ちなみにケーブルはバッファが6m(3m+3m)、直結は3mです。ギターは普通のCustom24です。
toy-love.hatenablog.com
まず、音色についてですが、基本的に「ほぼ変わらない」音ですね。音色自体の特性は透明かつバランスがよく、優秀なバッファであることが分かります。基本的にバッファは「特性が変わらないほど理想的」と言えます。
一方で、「同じ音」かというと違いますね。特にクリーントーンとハイゲインの音が分かりやすいかなとおもいますが、音自体に太さというか、強さ、暖かさが加わっています。
これは音色の音響特性というより、シグナル自体の影響という感じ。感覚的に音が太くて前に出る感じの音色となっているのが分かると思います。
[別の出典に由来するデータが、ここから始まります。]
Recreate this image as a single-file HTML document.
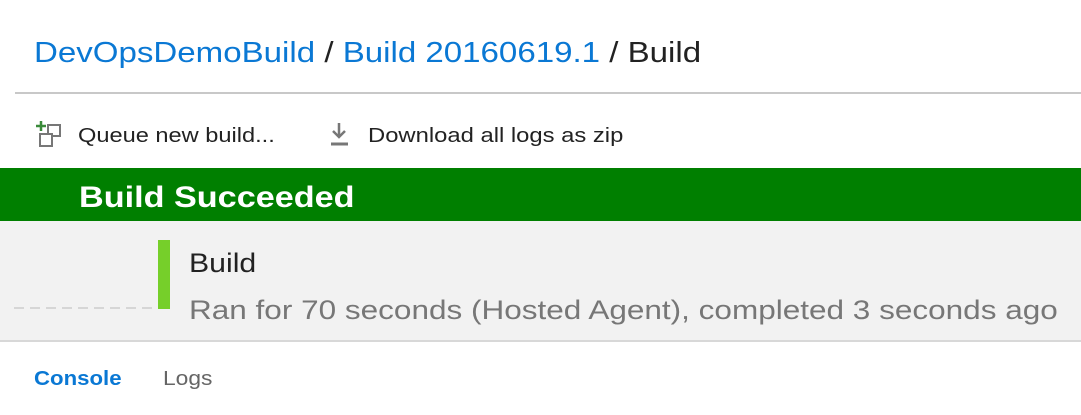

あとダイナミクスが広いのがすごく分かります。高電圧駆動ならではのバッファトーンという感じ。この感じは確かに、一般的なエフェクターの9Vのバッファではなかなか感じない特性だと思います。
絶妙に、なんというか、音色の表面が綺麗に整えられた感じ、というか、丁寧に磨かれた音色になる、という感じで、これはたしかに面白いです。
ちなみにこのバッファ、1つだけ注意ですが、回路特性上、特に出力というか、電流の大きいスイッチングタイプのアダプター(1Aとかのアダプター)を使うと、超高域でピーという音が加わることがあります。300mA以下くらいの、できればトランス型のアダプターを使うとノイズも出なくなります。これ自体は一般的なエフェクターでも良くあるもので、特に消費電流が少ないアナログ回路とかで起こるものですね。トランス型アダプターでなくても、アイソレートタイプのパワーサプライの200mA以下くらいの出力とか使っても問題ないです。
ということで、おもしろいバッファ・ジャンクションボックスのレビューでした。バッファのためだけに15Vまで昇圧したものはギター用としてはかなり珍しいと思いますが、それだけの価値はたしかにありますね。ほんと面白いです。